As good as Hurley's recruiting has been, on paper, the coach has fallen prey to recruiting by consensus rather than through scouting prowess. He has great recruiting classes because he goes after highly rated prospects, but they aren't necessarily a fit for what Hurley wants to do.

Golden, on the other hand, specifically avoided this practice at Florida. In fact, he has yet to land a 5-star recruit and has never had a recruiting class rank higher than 31st in the nation, with his most recent class placing 61st.

Rather than go hunting for stars, Golden found players that fit into what he was doing. He brought in hard-working, unselfish glue guys like Denzel Aberdeen, Thomas Haugh, and Alex Condon - the latter of whom made the game-winning hustle play Monday night - all of whom were 3-star recruits.

Golden also made shrewd, under-the-radar additions from the portal. Walter Clayton Jr., the Gators' three-point merchant, was once a 0-star recruit who got a shot at Iona. After winning his conference's Player of the Year award, Clayton entered the portal but was still only the 15th-ranked transfer. It's a similar story for Will Richard, who transferred from Belmont after having previously been a low 3-star prospect.

Golden understood how each of these players would fit alongside each other, largely thanks to an embrace of data integration into the program's scouting processes, and he pooled all these underrated talents together to build a superteam that nobody saw coming.

Lesson #2: Data-driven schemes

Speaking of data, it reigns supreme in Gainesville. Golden is a devout believer in analytics, and even has an analytics coach: Jonathan Safir, who followed Golden from San Francisco to Florida. Safir recently spoke on the all-encompassing role that analytics plays in running his program:

"It’s just of the backbone of everything we do whether it’s player evaluation identification, retention, recruiting. To coaching with our hustle stats, and the analytics we look for in our shot selection, our game play, or our in-game management."

The way that Golden builds and implements his schemes are reverse-engineered around finding the most high percentage shots on the court.

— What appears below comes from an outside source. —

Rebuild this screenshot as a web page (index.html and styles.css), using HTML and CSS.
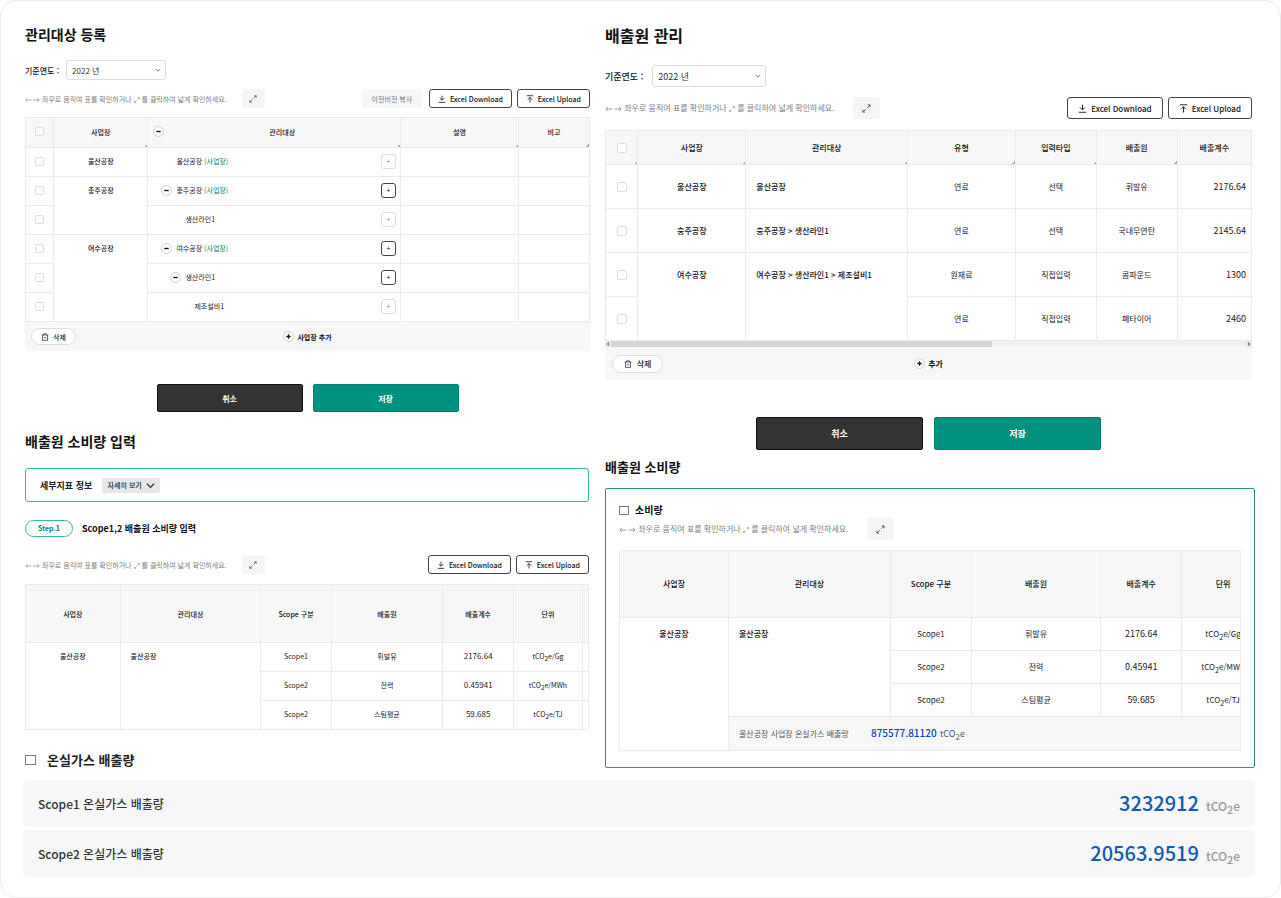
FILE: index.html
```html
<!DOCTYPE html>
<html lang="ko">
<head>
<meta charset="utf-8">
<title>배출원 관리</title>
<link rel="stylesheet" href="styles.css">
</head>
<body>
<svg class="sprite" aria-hidden="true">
  <symbol id="i-expand" viewBox="0 0 10 10"><path d="M6.4 1H9v2.6M9 1 5.8 4.2M3.6 9H1V6.4M1 9l3.2-3.2" fill="none" stroke="currentColor"/></symbol>
  <symbol id="i-arrows" viewBox="0 0 18 8"><path d="M8 4H1M3 2 1 4l2 2M10 4h7M15 2l2 2-2 2" fill="none" stroke="currentColor" stroke-width=".8"/></symbol>
  <symbol id="i-down" viewBox="0 0 10 10"><path d="M5 .8v5.4M2.2 3.8 5 6.6l2.8-2.8M1 9.2h8" fill="none" stroke="currentColor"/></symbol>
  <symbol id="i-up" viewBox="0 0 10 10"><path d="M5 9.4V3.2M2.2 5.8 5 3l2.8 2.8M1 .9h8" fill="none" stroke="currentColor"/></symbol>
  <symbol id="i-chev" viewBox="0 0 10 10"><path d="m1 3 4 4 4-4" fill="none" stroke="currentColor" stroke-width="1.3"/></symbol>
  <symbol id="i-trash" viewBox="0 0 10 10"><path d="M.8 2.5h8.4M3.3 2.3V1h3.4v1.3M1.8 2.6v6.6h6.4V2.6M3.6 5.9h2.8" fill="none" stroke="currentColor" stroke-width=".9"/></symbol>
  <symbol id="i-minus" viewBox="0 0 12 12"><circle cx="6" cy="6" r="5.4" fill="#fff" stroke="#c4c4c4" stroke-width=".9"/><path d="M3.6 6h4.8" stroke="#111" stroke-width="1.5"/></symbol>
  <symbol id="i-plus" viewBox="0 0 12 12"><circle cx="6" cy="6" r="5.4" fill="#fff" stroke="#c4c4c4" stroke-width=".9"/><path d="M3.6 6h4.8M6 3.6v4.8" stroke="#111" stroke-width="1.4"/></symbol>
  <symbol id="i-left" viewBox="0 0 6 6"><path d="M4 1v4L1.6 3z" fill="currentColor"/></symbol>
  <symbol id="i-right" viewBox="0 0 6 6"><path d="M2 1v4l2.4-2z" fill="currentColor"/></symbol>
</svg>
<main class="page">
  <div class="columns">
    <div class="col-left">
      <h2 class="title">관리대상 등록</h2>
      <div class="filter">
        <label for="year-a">기준연도 :</label>
        <span class="select"><select id="year-a"><option>2022 년</option></select><svg><use href="#i-chev"/></svg></span>
      </div>
      <div class="toolbar">
        <p class="hint"><svg class="arrows"><use href="#i-arrows"/></svg> 좌우로 움직여 표를 확인하거나 <svg class="mini"><use href="#i-expand"/></svg> 를 클릭하여 넓게 확인하세요.</p>
        <button class="expand" aria-label="넓게 보기"><svg><use href="#i-expand"/></svg></button>
        <div class="tools">
          <button class="copy">이전버전 복사</button>
          <button class="excel"><svg><use href="#i-down"/></svg>Excel Download</button>
          <button class="excel"><svg><use href="#i-up"/></svg>Excel Upload</button>
        </div>
      </div>
      <table class="grid targets">
        <colgroup><col class="w-check"><col class="w-site"><col class="w-target"><col class="w-desc"><col class="w-note"></colgroup>
        <thead>
          <tr><th><input type="checkbox" aria-label="전체 선택"></th><th class="rs">사업장</th>
            <th class="rs"><div class="tree-head"><button class="toggle" aria-label="접기"><svg><use href="#i-minus"/></svg></button><span>관리대상</span></div></th>
            <th class="rs">설명</th><th class="rs">비고</th></tr>
        </thead>
        <tbody>
          <tr><td><input type="checkbox" aria-label="선택"></td><td class="site">울산공장</td>
            <td><div class="tree d1"><span class="toggle"></span><span>울산공장 <em>(사업장)</em></span><button class="add" disabled>+</button></div></td><td></td><td></td></tr>
          <tr><td><input type="checkbox" aria-label="선택"></td><td class="site" rowspan="2">충주공장</td>
            <td><div class="tree d1"><button class="toggle" aria-label="접기"><svg><use href="#i-minus"/></svg></button><span>충주공장 <em>(사업장)</em></span><button class="add">+</button></div></td><td></td><td></td></tr>
          <tr><td><input type="checkbox" aria-label="선택"></td>
            <td><div class="tree d2"><span class="toggle"></span><span>생산라인1</span><button class="add" disabled>+</button></div></td><td></td><td></td></tr>
          <tr><td><input type="checkbox" aria-label="선택"></td><td class="site" rowspan="3">여수공장</td>
            <td><div class="tree d1"><button class="toggle" aria-label="접기"><svg><use href="#i-minus"/></svg></button><span>여수공장 <em>(사업장)</em></span><button class="add">+</button></div></td><td></td><td></td></tr>
          <tr><td><input type="checkbox" aria-label="선택"></td>
            <td><div class="tree d2"><button class="toggle" aria-label="접기"><svg><use href="#i-minus"/></svg></button><span>생산라인1</span><button class="add">+</button></div></td><td></td><td></td></tr>
          <tr><td><input type="checkbox" aria-label="선택"></td>
            <td><div class="tree d3"><span class="toggle"></span><span>제조설비1</span><button class="add" disabled>+</button></div></td><td></td><td></td></tr>
        </tbody>
      </table>
      <div class="table-foot">
        <button class="delete"><svg><use href="#i-trash"/></svg>삭제</button>
        <button class="append"><svg><use href="#i-plus"/></svg>사업장 추가</button>
      </div>
      <div class="actions"><button class="cancel">취소</button><button class="save">저장</button></div>

      <h2 class="title title-input">배출원 소비량 입력</h2>
      <div class="detail"><strong>세부지표 정보</strong><button>자세히 보기<svg><use href="#i-chev"/></svg></button></div>
      <div class="step"><span class="pill">Step.1</span><h3>Scope1,2 배출원 소비량 입력</h3></div>
      <div class="toolbar toolbar-input">
        <p class="hint"><svg class="arrows"><use href="#i-arrows"/></svg> 좌우로 움직여 표를 확인하거나 <svg class="mini"><use href="#i-expand"/></svg> 를 클릭하여 넓게 확인하세요.</p>
        <button class="expand" aria-label="넓게 보기"><svg><use href="#i-expand"/></svg></button>
        <div class="tools">
          <button class="excel"><svg><use href="#i-down"/></svg>Excel Download</button>
          <button class="excel"><svg><use href="#i-up"/></svg>Excel Upload</button>
        </div>
      </div>
      <table class="grid usage-input">
        <colgroup><col class="u-site"><col class="u-target"><col class="u-scope"><col class="u-source"><col class="u-factor"><col class="u-unit"><col class="u-rest"></colgroup>
        <thead><tr><th>사업장</th><th>관리대상</th><th>Scope 구분</th><th>배출원</th><th>배출계수</th><th>단위</th><th></th></tr></thead>
        <tbody>
          <tr><td class="site" rowspan="3">울산공장</td><td class="site start" rowspan="3">울산공장</td><td>Scope1</td><td>휘발유</td><td class="num">2176.64</td><td>tCO<sub>2</sub>e/Gg</td><td></td></tr>
          <tr><td>Scope2</td><td>전력</td><td class="num">0.45941</td><td>tCO<sub>2</sub>e/MWh</td><td></td></tr>
          <tr><td>Scope2</td><td>스팀평균</td><td class="num">59.685</td><td>tCO<sub>2</sub>e/TJ</td><td></td></tr>
        </tbody>
      </table>
      <h2 class="title title-ghg"><i class="square"></i>온실가스 배출량</h2>
    </div>

    <div class="col-right">
      <div class="source">
        <h2 class="title">배출원 관리</h2>
        <div class="filter">
          <label for="year-b">기준연도 :</label>
          <span class="select"><select id="year-b"><option>2022 년</option></select><svg><use href="#i-chev"/></svg></span>
        </div>
        <div class="toolbar">
          <p class="hint"><svg class="arrows"><use href="#i-arrows"/></svg> 좌우로 움직여 표를 확인하거나 <svg class="mini"><use href="#i-expand"/></svg> 를 클릭하여 넓게 확인하세요.</p>
          <button class="expand" aria-label="넓게 보기"><svg><use href="#i-expand"/></svg></button>
          <div class="tools">
            <button class="excel"><svg><use href="#i-down"/></svg>Excel Download</button>
            <button class="excel"><svg><use href="#i-up"/></svg>Excel Upload</button>
          </div>
        </div>
        <table class="grid sources">
          <colgroup><col class="s-check"><col class="s-site"><col class="s-target"><col class="s-site"><col class="s-mid"><col class="s-mid"><col class="s-last"></colgroup>
          <thead><tr><th class="rs"><input type="checkbox" aria-label="전체 선택"></th><th class="rs">사업장</th><th class="rs">관리대상</th><th class="rs">유형</th><th class="rs">입력타입</th><th class="rs">배출원</th><th>배출계수</th></tr></thead>
          <tbody>
            <tr><td><input type="checkbox" aria-label="선택"></td><td class="site">울산공장</td><td class="site start">울산공장</td><td>연료</td><td>선택</td><td>휘발유</td><td class="num end">2176.64</td></tr>
            <tr><td><input type="checkbox" aria-label="선택"></td><td class="site">충주공장</td><td class="site start">충주공장 &gt; 생산라인1</td><td>연료</td><td>선택</td><td>국내무연탄</td><td class="num end">2145.64</td></tr>
            <tr><td><input type="checkbox" aria-label="선택"></td><td class="site" rowspan="2">여수공장</td><td class="site start" rowspan="2">여수공장 &gt; 생산라인1 &gt; 제조설비1</td><td>원재료</td><td>직접입력</td><td>콤파운드</td><td class="num end">1300</td></tr>
            <tr><td><input type="checkbox" aria-label="선택"></td><td>연료</td><td>직접입력</td><td>폐타이어</td><td class="num end">2460</td></tr>
          </tbody>
        </table>
        <div class="scroll"><svg><use href="#i-left"/></svg><div class="track"><div class="thumb"></div></div><svg><use href="#i-right"/></svg></div>
        <div class="table-foot">
          <button class="delete"><svg><use href="#i-trash"/></svg>삭제</button>
          <button class="append"><svg><use href="#i-plus"/></svg>추가</button>
        </div>
        <div class="actions"><button class="cancel">취소</button><button class="save">저장</button></div>
      </div>

      <h2 class="title title-usage">배출원 소비량</h2>
      <section class="usage">
        <h3><i class="square"></i>소비량</h3>
        <div class="toolbar">
          <p class="hint"><svg class="arrows"><use href="#i-arrows"/></svg> 좌우로 움직여 표를 확인하거나 <svg class="mini"><use href="#i-expand"/></svg> 를 클릭하여 넓게 확인하세요.</p>
          <button class="expand" aria-label="넓게 보기"><svg><use href="#i-expand"/></svg></button>
        </div>
        <div class="clip">
          <table class="grid usage-table">
            <colgroup><col class="c-site"><col class="c-target"><col class="c-mid"><col class="c-source"><col class="c-mid"><col class="c-last"></colgroup>
            <thead><tr><th>사업장</th><th>관리대상</th><th>Scope 구분</th><th>배출원</th><th>배출계수</th><th>단위</th></tr></thead>
            <tbody>
              <tr><td class="site" rowspan="4">울산공장</td><td class="site start" rowspan="3">울산공장</td><td>Scope1</td><td>휘발유</td><td class="num">2176.64</td><td>tCO<sub>2</sub>e/Gg</td></tr>
              <tr><td>Scope2</td><td>전력</td><td class="num">0.45941</td><td>tCO<sub>2</sub>e/MWh</td></tr>
              <tr><td>Scope2</td><td>스팀평균</td><td class="num">59.685</td><td>tCO<sub>2</sub>e/TJ</td></tr>
              <tr class="total"><td colspan="5">울산공장 사업장 온실가스 배출량 <b>875577.81120</b> <span>tCO<sub>2</sub>e</span></td></tr>
            </tbody>
          </table>
        </div>
      </section>
    </div>
  </div>

  <dl class="summary">
    <div><dt>Scope1 온실가스 배출량</dt><dd><b>3232912</b><span>tCO<sub>2</sub>e</span></dd></div>
    <div><dt>Scope2 온실가스 배출량</dt><dd><b>20563.9519</b><span>tCO<sub>2</sub>e</span></dd></div>
  </dl>
</main>
</body>
</html>
```
FILE: styles.css
```css
* { box-sizing: border-box; }
body, h2, h3, p, dl, dd { margin: 0; }
body {
  background: #fff;
  color: #222;
  font-family: "Noto Sans CJK KR", "Noto Sans", sans-serif;
  font-size: 8px;
}
button, input, select { font: inherit; color: inherit; margin: 0; padding: 0; }
button { background: none; border: 0; display: inline-flex; align-items: center; justify-content: center; white-space: nowrap; }
svg { display: block; flex: none; }
sub { font-size: 90%; line-height: 0; }
.sprite { position: absolute; width: 0; height: 0; }

.page { border: 1px solid #ebebeb; border-radius: 16px; padding: 23px 25px 20px 22px; }
.columns { display: grid; grid-template-columns: minmax(0, 567fr) minmax(0, 650fr); gap: 15px; }
.col-left { padding-left: 2px; display: flex; flex-direction: column; }
.col-right { display: flex; flex-direction: column; font-size: 8px; }
.source { margin-right: 3px; }

.title { font-size: 14px; line-height: 20px; font-weight: 700; color: #111; display: flex; align-items: center; }
.source .title { font-size: 16px; line-height: 22px; }
.title-input { margin-top: 19px; }
.title-ghg { font-size: 13px; margin-top: 20px; gap: 11px; color: #222; }
.title-usage { font-size: 13px; line-height: 18px; margin-top: 8px; }
.square { width: 11px; height: 10px; border: 1px solid #777; }

.filter { display: flex; align-items: center; gap: 7px; margin-top: 16px; font-weight: 500; color: #111; }
.select { position: relative; width: 100px; height: 20px; }
.select select { appearance: none; width: 100%; height: 100%; border: 1px solid #ddd; border-radius: 3px; background: #fff; padding: 0 5px; color: #333; font-weight: 400; }
.select svg { position: absolute; right: 5px; top: 50%; width: 6px; height: 6px; margin-top: -3px; color: #555; pointer-events: none; }
.source .filter { margin-top: 19px; font-size: 9px; gap: 9px; }
.source .select { width: 114px; height: 22px; }

.toolbar { display: flex; align-items: center; margin-top: 9px; height: 19px; }
.hint { color: #808080; font-size: 7px; line-height: 12px; white-space: nowrap; }
.hint svg { display: inline-block; vertical-align: middle; }
.arrows { width: 15px; height: 8px; }
.mini { width: 6px; height: 6px; }
.expand { width: 23px; height: 19px; margin-left: 15px; background: #f5f5f5; border-radius: 2px; color: #555; }
.expand svg { width: 8px; height: 8px; }
.tools { margin-left: auto; display: flex; gap: 5px; }
.copy { width: 60px; height: 19px; margin-right: 2px; background: #f6f6f6; border-radius: 2px; color: #777; font-size: 7px; }
.excel { height: 19px; padding: 0 8px; gap: 4px; border: 1px solid #444; border-radius: 3px; background: #fff; color: #111; font-size: 7px; font-weight: 500; }
.excel svg { width: 8px; height: 8px; }
.toolbar-input { margin-top: 18px; padding-right: 1px; }
.col-right .toolbar { height: 22px; margin-top: 10px; }
.col-right .hint { font-size: 8px; }
.col-right .arrows { width: 17px; }
.col-right .expand { width: 27px; height: 22px; margin-left: 19px; }
.col-right .expand svg { width: 9px; height: 9px; }
.col-right .excel { height: 22px; font-size: 8px; padding: 0 10px; }
.col-right .excel svg { width: 9px; height: 9px; }

.grid { width: 100%; table-layout: fixed; border-collapse: collapse; margin-top: 9px; font-size: 7px; line-height: 12px; }
.grid th, .grid td { border: 1px solid #ebebee; padding: 0; text-align: center; }
.grid th { background: #f7f7f7; font-weight: 500; color: #111; }
.grid .rs { background: linear-gradient(135deg, transparent 50%, #aaa 50%) right bottom / 3px 3px no-repeat #f7f7f7; }
.grid .site { vertical-align: top; padding-top: 8px; font-weight: 500; color: #111; }
.grid .start { text-align: left; padding-left: 10px; }
.grid .num { font-size: 8px; }
.grid .end { text-align: right; padding-right: 5px; }
input[type="checkbox"] { appearance: none; display: block; width: 9px; height: 9px; margin: 0 auto; border: 1px solid #ddd; border-radius: 2px; background: #fff; }

.targets th { height: 30px; padding-bottom: 2px; }
.targets td { height: 29px; padding-bottom: 2px; }
.targets .site, .usage-input .site { padding-top: 7px; }
.w-check { width: 5%; } .w-site { width: 16.7%; } .w-target { width: 44.8%; } .w-desc { width: 20.9%; } .w-note { width: 12.6%; }
.toggle { width: 11px; height: 11px; }
.toggle svg { width: 11px; height: 11px; }
.tree-head { display: flex; align-items: center; padding-left: 5px; }
.tree-head span { flex: 1; }
.tree { display: flex; align-items: center; gap: 4px; padding-right: 4px; }
.tree em { font-style: normal; color: #00806c; }
.d1 { padding-left: 13px; } .d2 { padding-left: 22px; } .d3 { padding-left: 31px; }
.add { width: 15px; height: 15px; margin-left: auto; border: 1px solid #444; border-radius: 3px; background: #fff; line-height: 12px; color: #111; }
.add:disabled { border-color: #ddd; color: #888; }

.table-foot { display: grid; grid-template-columns: 1fr auto 1fr; align-items: center; height: 29px; background: #f7f7f7; padding: 0 6px; }
.delete { justify-self: start; width: 45px; height: 17px; gap: 4px; border: 1px solid #ddd; border-radius: 9px; background: #fff; font-weight: 500; font-size: 7px; }
.delete svg { width: 8px; height: 8px; }
.append { gap: 3px; font-weight: 700; font-size: 7px; color: #111; }
.append svg { width: 11px; height: 11px; }

.actions { display: flex; justify-content: center; gap: 10px; margin-top: 33px; }
.actions button { width: 146px; height: 28px; border-radius: 2px; color: #fff; font-weight: 700; border: 1px solid #111; background: #333; }
.actions .save { background: #009180; border-color: #007f6e; }

.detail { display: flex; align-items: center; gap: 10px; height: 34px; margin: 17px 1px 0 0; padding-left: 14px; border: 1px solid #3cb5a2; border-radius: 3px; font-size: 9px; }
.detail strong { font-weight: 700; color: #222; }
.detail button { width: 58px; height: 15px; gap: 4px; background: #e7e7e7; border-radius: 2px; font-size: 7px; font-weight: 500; }
.detail svg { width: 9px; height: 9px; }
.step { display: flex; align-items: center; gap: 9px; margin-top: 18px; height: 17px; }
.pill { width: 48px; height: 17px; border: 1px solid #3cb5a2; border-radius: 9px; color: #00806c; font-weight: 700; font-size: 7px; line-height: 15px; text-align: center; }
.step h3 { font-size: 9px; font-weight: 700; color: #111; }

.usage-input { width: auto; margin: 10px 1px 0 0; }
.usage-input th { height: 58px; }
.usage-input td { height: 29px; padding-bottom: 2px; }
.u-site { width: 16.8%; } .u-target { width: 25%; } .u-scope { width: 12.5%; } .u-source { width: 19.8%; } .u-factor { width: 12.6%; } .u-unit { width: 12.2%; } .u-rest { width: 1.1%; }

.col-right .grid { font-size: 8px; }
.col-right .num { font-size: 9px; }
.col-right input[type="checkbox"] { width: 10px; height: 10px; }
.col-right .sources { margin-top: 11px; }
.sources th { height: 34px; }
.sources td { height: 44px; }
.sources .site { padding-top: 16px; }
.s-check { width: 5%; } .s-site { width: 16.7%; } .s-target { width: 25%; } .s-mid { width: 12.5%; } .s-last { width: 11.5%; }
.scroll { display: flex; height: 6px; background: #f1f1f1; color: #777; }
.scroll svg { width: 6px; height: 6px; background: #e4e4e4; }
.track { flex: 1; }
.thumb { width: 60%; height: 6px; background: #d6d6d6; }
.col-right .table-foot { height: 33px; padding: 0 7px; }
.col-right .delete { width: 51px; height: 18px; font-size: 8px; gap: 5px; }
.col-right .append { font-size: 8px; }
.col-right .actions { gap: 11px; margin-top: 37px; }
.col-right .actions button { width: 167px; height: 33px; font-size: 9px; }

.usage { margin-top: 12px; padding: 13px 13px 16px; border: 1px solid #2f8e85; border-radius: 2px; }
.usage h3 { display: flex; align-items: center; gap: 6px; font-size: 10px; line-height: 16px; font-weight: 700; color: #111; }
.usage h3 .square { width: 10px; height: 9px; }
.col-right .usage .toolbar { margin-top: 0; }
.clip { overflow-x: auto; scrollbar-width: none; margin-top: 10px; border-right: 1px solid #ebebee; }
.clip .usage-table { width: 104%; margin: 0; }
.usage-table th { height: 67px; }
.usage-table td { height: 33px; }
.usage-table .site { padding-top: 10px; }
.c-site { width: 16.9%; } .c-target { width: 25.1%; } .c-mid { width: 12.6%; } .c-source { width: 20%; } .c-last { width: 12.8%; }
.grid .total td { height: 34px; background: #f7f7f7; text-align: left; padding-left: 10px; color: #555; }
.total b { margin: 0 1px 0 20px; font-size: 10px; font-weight: 500; color: #0046ad; }
.total span { font-size: 9px; }

.summary { display: grid; gap: 3px; margin-top: 10px; }
.summary div { display: flex; align-items: center; justify-content: space-between; height: 47px; padding: 0 15px; background: #f7f7f7; border-radius: 4px; font-size: 12px; }
.summary dt { color: #333; font-weight: 500; }
.summary dd { display: flex; align-items: baseline; gap: 7px; padding-bottom: 2px; color: #999; font-weight: 500; }
.summary b { font-size: 20px; line-height: 30px; font-weight: 500; color: #0d5cb6; }
```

That means three-pointers (hello, Walter Clayton Jr.) and shots around the rim.

Defensively, Golden built his scheme around preventing opponents from getting those same types of shots. He sought out rim protectors and backcourt players who can close out effectively on the arc, which proved to be paramount in the final seconds against Houston.

The biggest knock on Hurley's tenure in Tempe has been exactly this: scheme.

At times, it seems as if Arizona State has no clear identity on offense. The Sun Devils will all too often lack tempo and motion, devolving into iso ball that ends with someone jacking up an ill-advised shot late into the shot clock.

Having a core philosophy around which to build your schemes, as Golden did with Florida, would go a long way towards rejuvenating this program.

Lesson #3: Team cohesion over big names

Arizona State has lost almost their entire roster to the transfer portal this year, which is a reflection of the state of the program going into Hurley's 11th season. However, it's become fairly routine for Arizona State to see large amounts of roster turnover in the Hurley era.

Under Hurley, Arizona State has often held the belief that player retention is too much of an uphill battle, especially given Hurley's track record for landing highly rated players both out of high school and in the transfer portal.

In Gainesville, Golden took the exact opposite approach. His roster building philosophy was built on player retention and development, neither of which have been core tenets for Hurley.

Clayton Jr., Haugh, and Condon all joined two years ago. Aberdeen and Will Richard came before them. Of the Gators' major players this year, only Alijah Martin and Reuben Chinyelu were in their first year with the program, though both came through the transfer portal.

No freshmen played major minutes for this team. Golden retained and developed his talent, building a roster of experience and poise that was primed for the biggest stage. He also resisted the urge to go out and add the biggest names available, even though he could have won those battles with Florida's NIL war chest.

By comparison, Hurley frequently builds his rosters out of big portal names and top freshmen that get thrown into the fire right away. As such, his teams routinely start off strong before wilting when they get to conference play; Arizona State has finished with a winning record in the conference in just three seasons under Hurley.

Golden's approach helped prepare his team, both mentally and physically, for the rigors of the tournament. Hurley, who has yet to advance past the first round of either the NCAA Tournament or even the College Basketball Crown, would be wise to adopt a similar model rather than rebuilding his roster from scratch every offseason.